The directive comes after more than 100 nights of demonstrations that have seen police officers and federal agents use the chemical agent, which is a powerful type of tear gas, to disperse protesters.
“During the last hundred days Portland, Multnomah County and state police have all relied on CS gas where there is a threat to life safety,” Wheeler, who is also the police commissioner, said in a video Thursday. “We need something different. We need it now.”
The city has been sued over the use of CS gas and some elected leaders have called for authorities to stop using it. A couple sued the city after they claimed to be exposed to tear gas during the downtown protests, the Oregonian reported.

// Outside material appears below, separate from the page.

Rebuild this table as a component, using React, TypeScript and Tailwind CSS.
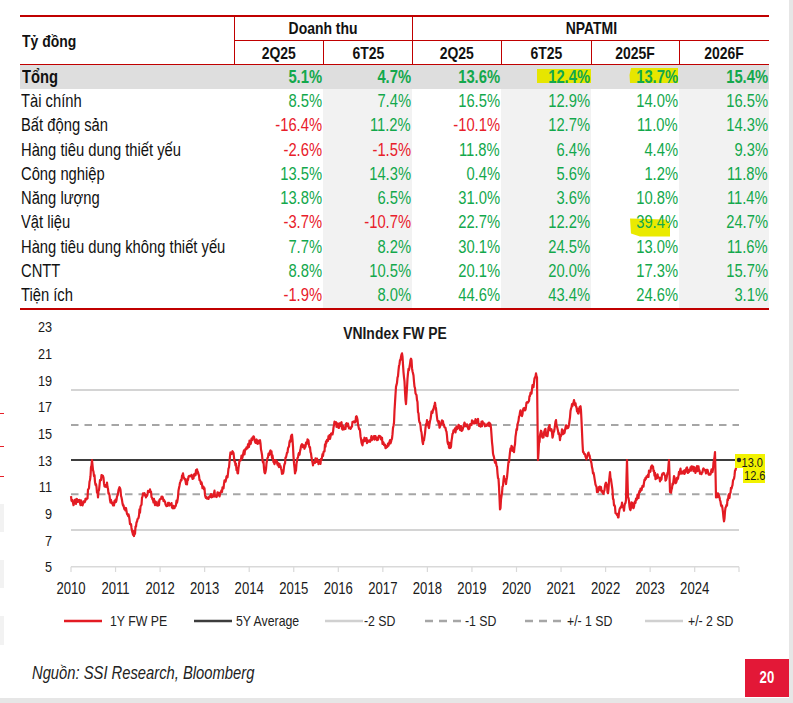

In July, inmates in the Multnomah County Justice Center complained of gas seeping into their cells, prompting some to hit their panic buttons and put their mouths at the base of the cell doors in an effort to breathe.
The American Civil Liberties Union, which has sued over the actions of federal agents in Portland, tweeted the agent is banned in warfare.
"It has become the first resort weapon to disperse and suppress peaceful protesters with little regulation, accountability and oversight," Jamil Dakwar, director of the ACLU Human Rights Program, said in a video.
Many of the demonstrations against police brutality have seen a range of crimes committed, including arson, assault and fatal shootings.
"Arson, vandalism and violence are not going to drive change in this community," Wheeler said. "I expect the police to arrest people who engage in criminal acts. And I expect the rest of the criminal justice system to hold those individuals accountable."
On Wednesday, Wheeler's office told the newspaper that three police officers were reassigned to desk duty pending investigations into their conduct during the demonstrations. One officer was seen on video slamming a protester to the ground and hitting the individual repeatedly in the head.